In the Budget on February 28, Finance Minister Pranab Mukherjee had said the petroleum ministry had to take a decision on the Kirit Parikh report.

Sundareshan did not, however, specify when the report would come before the Cabinet.

The Kirit Parikh committee, which submitted its report last month, had recommended market-determined pricing for petrol and diesel and linking the price of domestic LPG and kerosene distributed through the Public Distribution System (PDS) to the increase in per capita GDP and agriculture GDP, respectively.

The committee had also suggested a partial increase of Rs 6 a litre on kerosene and Rs 100 on every LPG cylinder. It also proposed a 20 per cent reduction in kerosene allocations for the PDS.

Raising auto and fuel prices, however, is a political decision, especially for products like kerosene, which is considered a poor man’s fuel, and diesel. The government has already considered two reports (by Rangarajan and B K Chaturvedi) on the issue without taking a decision.

Auto and cooking fuels are sold below cost by the three state-owned oil companies, Indian Oil Corporation, Hindustan Petroleum and Bharat Petroleum. These are partly compensated by the government and by state-owned upstream oil companies like Oil and Natural Gas Corporation (ONGC) and GAIL.

The need to link fuel prices market rates is becoming increasingly urgent because of the rising subsidy bills and growing losses of the oil marketing companies (OMCs).

For the current year, OMCs are estimated to incur losses of Rs 47,960 crore. After the discounts provided by upstream companies and Rs 12,000 crore provided by the government, the OMCs are still left with losses of over Rs 19,000 crore.

However, with the crude oil price expected to rise steadily as a result of faster economic growth – it is already up to $78 a barrel from $46 this time last year – the government is finding it difficult to continue this subsidy in the light of the burgeoning fiscal deficit of 6.7 per cent of GDP in 2009-10, which the finance minister wants to bring down to 5.5 per cent in 2010-11.

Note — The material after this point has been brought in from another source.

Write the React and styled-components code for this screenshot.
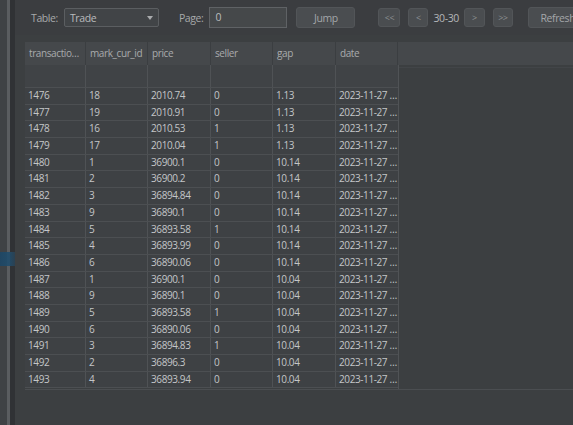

On February 26, the government had raised prices by Rs 2.71 and Rs 2.55 a litre on petrol and diesel respectively after Mukherjee raised excise by Rs 1 a litre on the two products and restored the five per cent customs duty on crude oil. 

This, however, left an under-recovery from these two products, that was proposed to be shared by the government and the upstream companies.

Currently, ONGC, OIL and GAIL bear the under-recoveries of oil marketing companies (OMCs) on the sale of petrol and diesel while the under-recoveries on kerosene and LPG are supposed to be compensated by the government. ONGC, GAIL and OIL are asked to share the revenue loss on cooking and auto fuels sales since a spurt in international crude oil prices increases their revenue.

 “Whether the report gets implemented in totality or in a diluted form, it is for the policy makers to decide but it will be incorrect to keep it on the backburner,” said R S Sharma, chairman and managing director, ONGC.

“The recommendations must essentially be implemented since it is the only way to ensure a stable future for the downstream and upstream oil companies. If it is not done, the industry will die a slow death,” he added.